Advocacy for Development Inclusion and Environmental Sustainability (ADIES), a non-governmental organisation, on Friday embarked on disease prevention and health awareness campaign at the Internally Displaced Persons (IDPs) camp in Durumi, FCT.
News Agency of Nigeria (NAN) reports that in the camp, no fewer than 3,000 IDPs live in shanties with inadequate basic sanitation facilities.
The Executive Director of ADIES, Mr Seth Adah, said that the campaign, which involved an outreach, was aimed at providing free health care services to IDPs, with emphasis on other thematic areas of sanitation and hygiene, education and improved welfare.
He said that the outreach was the outcome of a visit to the camp, which revealed abject poverty and unhygienic environment in which the IDPs were living in.
Adah stressed that the filthy environment was the leading cause of preventable diseases and deaths in the camp.
He said the most common diseases in the camp were diarrhoea, cholera, malaria and upper respiratory infections, saying that the IDPs remained very vulnerable, as they had little or no access to basic health care facilities.
“One of the major problems we discovered in the camp is hunger; the IDPs don’t have food, they don’t also have shelter.
“If you look at the shanties around, they are built with scraps; some of the IDPs sleep in the open and they need to have a sense of belonging.
“When we came in, some of the cases we saw had to be referred to the National Hospital; we also witnessed a pathetic case of a child dying of common malaria.
“We are calling on high-spirited individuals to come to their rescue,” he said.
The executive director, however, emphasised that it was important for the Federal Government to take the issues of people’s displacement and its attendant humanitarian crisis more seriously.
Adah noted that the UN High Commission for Refugees could not cater to the needs of refugees or displaced persons alone, as the complaints of neglect appeared unending.
Mrs Alice Adagam, representing the Head of Department of Health, Abuja Municipal Area Council (AMAC), said that the FCT Administration (FCTA) had commenced its Maternal and Newborn Health Week.
She said that the focus of the week was on providing immunisation and Vitamin A supplements to children within the ages of six months and five years.
She, therefore, urged the IDPs to cooperate with NGOs that were striving to look after their welfare, assuring them that the FCTA would continue to give its maximum attention to their plight of displaced persons.
The Chairman, Durumi IDPs Community, Mr Ibrahim Ahmad, thanked the group for its efforts to address the pitiable living conditions of the IDPs.

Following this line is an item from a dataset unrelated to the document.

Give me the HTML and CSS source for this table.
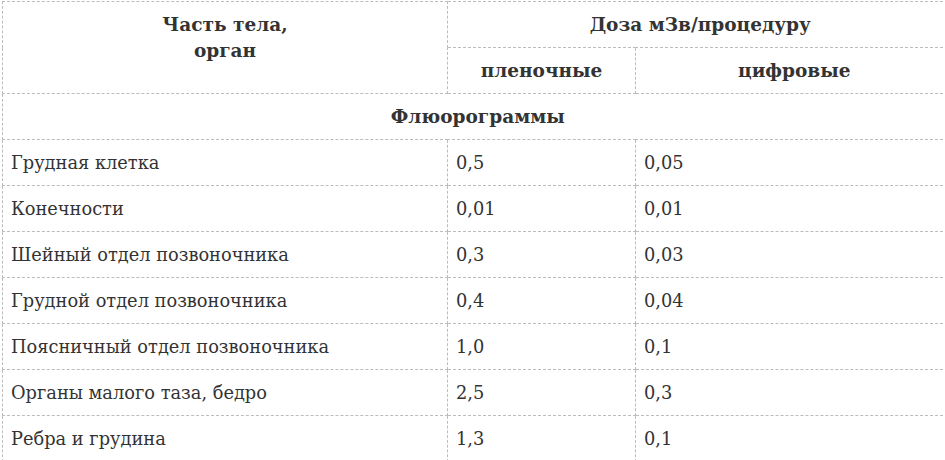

He said that the displaced persons were quartered in the camp, following the Boko Haram insurgency which ravished their community in 2013.
Ahmad, who appealed to the Federal Government to provide basic amenities for the IDPs, said that the lack of access to basic amenities had been a major challenge facing them.
He also conveyed the desire of the IDPs people to return to their community once it was free from the menace of the insurgents.
“We want to go back home; we want them to finish the fight because life here is very difficult.
“We pay for everything here, as nothing is free; and we have no work to do that would make us to earn an income,” he said.